We named our second daughter Josephina Clare, after many strong women: St. Clare of Assisi, Jo from Little Women, my beloved Aunt Debbie Jo, and, most pertinent to today’s feast day, St. Josephine Bakhita of Sudan. Her story of enslavement, torture and the subsequent attempts to strip her humanity from her—including her very name—reveal a young woman of astonishing strength who still chose to turn her heart towards God. Today, in light of the many genocides and erasures of minority voices occurring this very moment, I think it’s especially powerful to highlight one of the very few Black women the church has chosen to canonize. 


Born to a prosperous family in Darfur, Sudan in 1869, Josephine was kidnapped by Arab slavers during a walk in the woods sometime before she turned ten. (Yes, that same Darfur currently suffering ethnic cleansing and genocide. Here’s a fairly in-depth overview of the history and current situation, if you’d care to learn more). 

 

The Arab slavers renamed the stolen girl “Bakhita,” which means “fortunate,” meant to provide luck to her owners. Likely due to the horrendous trauma she endured, Josephine forgot the name her parents gave her at birth. It wasn’t until she joined the convent years later that she was able to choose a name for herself. And when she finally did, she chose to keep a Latin form of the name given by her enslavers, Fortunata, as a reclamation and statement of how she considered herself very fortunate. 

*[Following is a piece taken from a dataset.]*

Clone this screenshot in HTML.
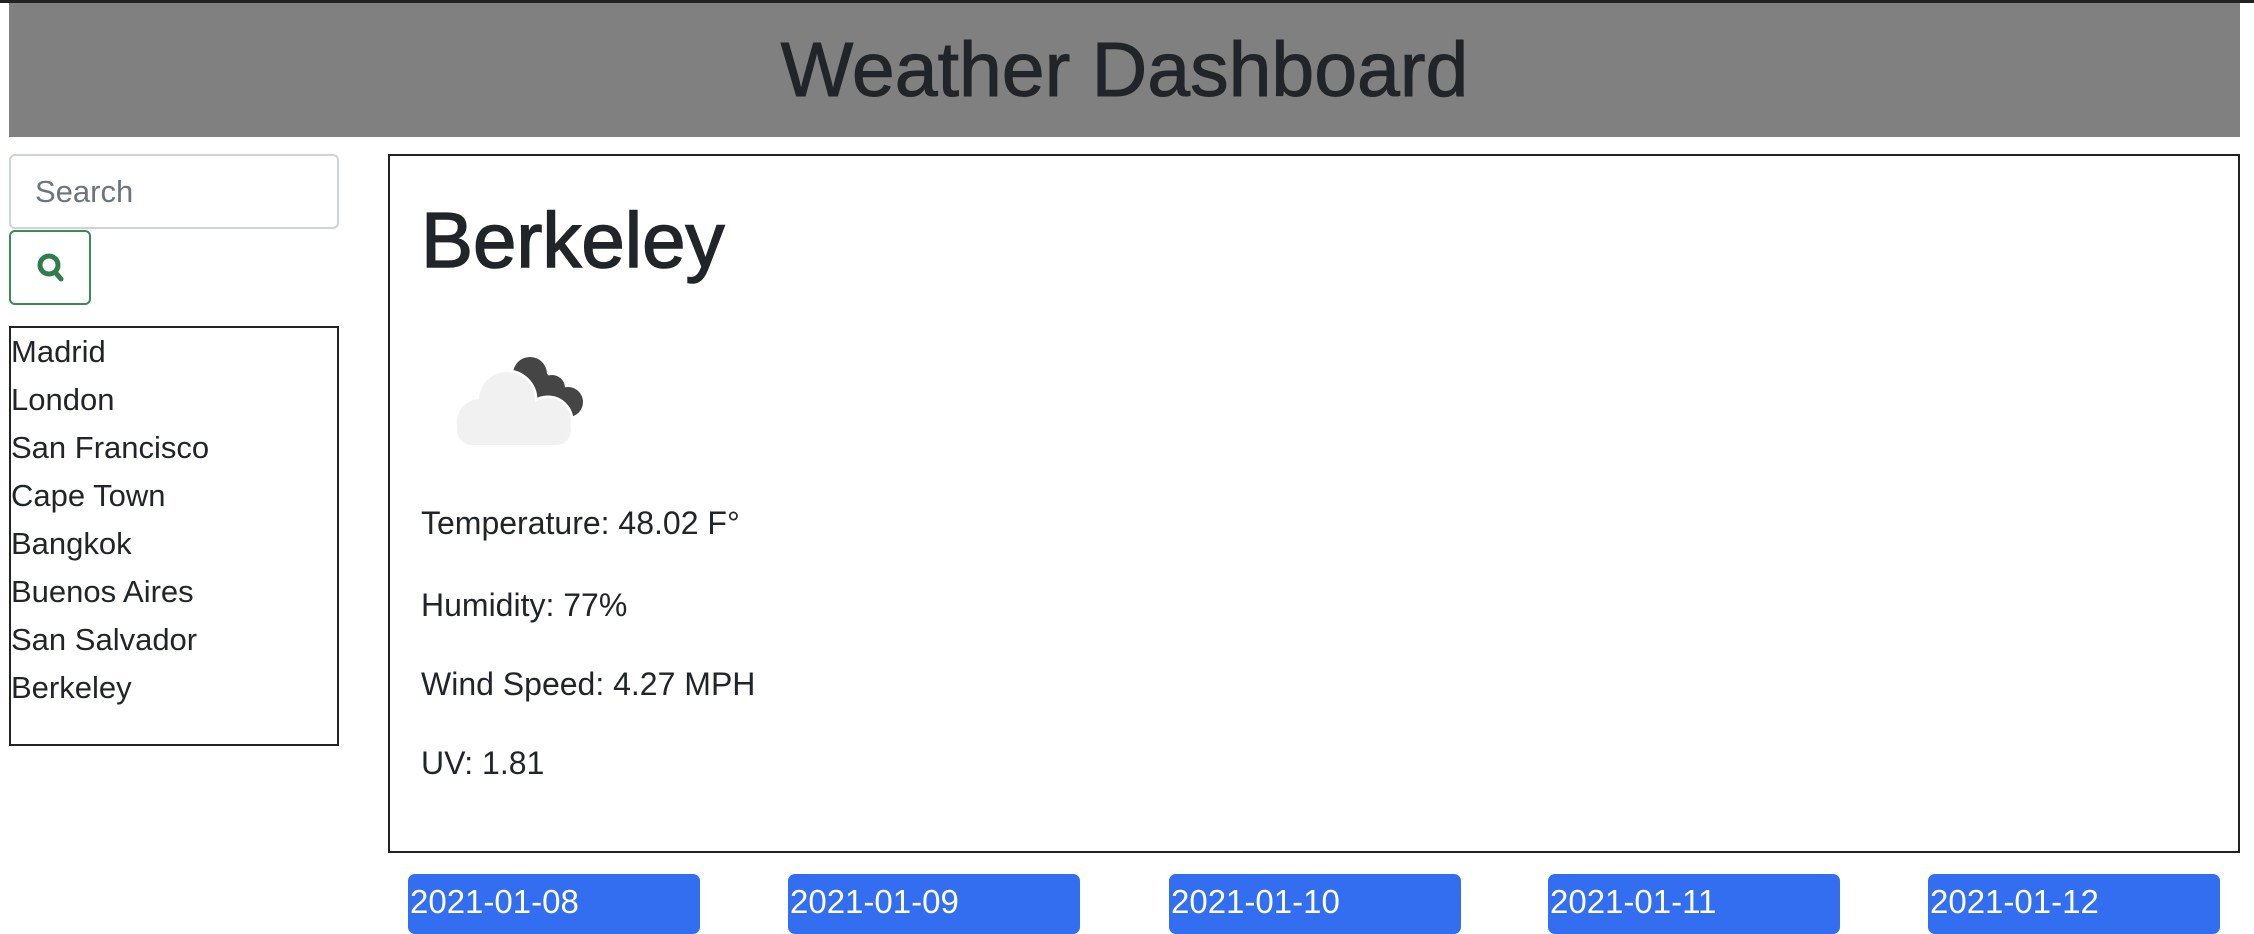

After her capture, Josephine was bought and sold several times, tried to escape at least once, and was horrifically tortured and maimed while in the household of an Ottoman general. Josephine was next bought by the Italian consular agent to Sudan, even though owning slaves was illegal in both Sudan and Italy! When the Consul fled to Italy during a siege, he brought fourteen-year-old Josephine with him and “gifted” her to friends of his as a nursemaid for their baby girl. Later, Josephine accompanied the daughter to the convent of the Canossian Sisters in Venice for education, where she encountered Christian faith for the first time. 

 

When the owner’s wife arrived to pick them up a few years later, twenty-year old Josephine refused to leave. Unsurprisingly, both the mistress and even the Sisters at the convent attempted to shame and guilt her into “obeying,” but she held firm until her case made it all the way to the Royal Procurator of Rome, who wrote that Bakhita was free since slavery did not exist in Italy, and her entire enslavement had been illegal. Though most accounts herald Josephine as joyful and gentle, I cannot fully wrap my mind around the courage and steely character it must have taken for this young, Black woman who was repeatedly told she was someone else’s property to stand against her oppressors like that. 

 

Josephine entered the novitiate in 1893 at the age of twenty-four and lived over 50 years as a Canossian sister before passing in 1947.  At the bequest of her Mother Superior in 1910, Sister Josephine dictated the story of her life, which became her autobiography, Il Diario. 

 

Yet in my research, I could not find access to her autobiography—and therefore her unfiltered voice—anywhere. After much searching, in both Italian and English, I found that it was at one time published in English by Paulines Publications Africa, but there is no online access to that printing and I could not find it printed in the US. There are at least two detailed, popular biographies ABOUT her which candidly admit they used her autobiography as their main source. However, upon first glance at least, the authors seem to largely strip her own words away, instead summarizing them into a third person account of her life. I say all this to emphasize that erasure of minority voices still occurs today, and I believe Josephine Bakhita still has a lot to say to us. 

 

In stark contrast to her lived experience, the words that we do have from Josephine Bakhita are filled with joy and peace. I’ll end by listing a few of her quotes, and I invite you to slowly read each one, savoring their truths and letting God speak to you still through this provocative woman, Sister Josephine Bakhita. 

 

 “Be good, love the Lord, pray for those who do not know Him. What a great grace it is to know God!”

 

“I have given everything to my Master: He will take care of me… The best thing for us is not what we consider best, but what the Lord wants of us!”

 

“The Lord has loved me so much: we must love everyone… we must be compassionate!”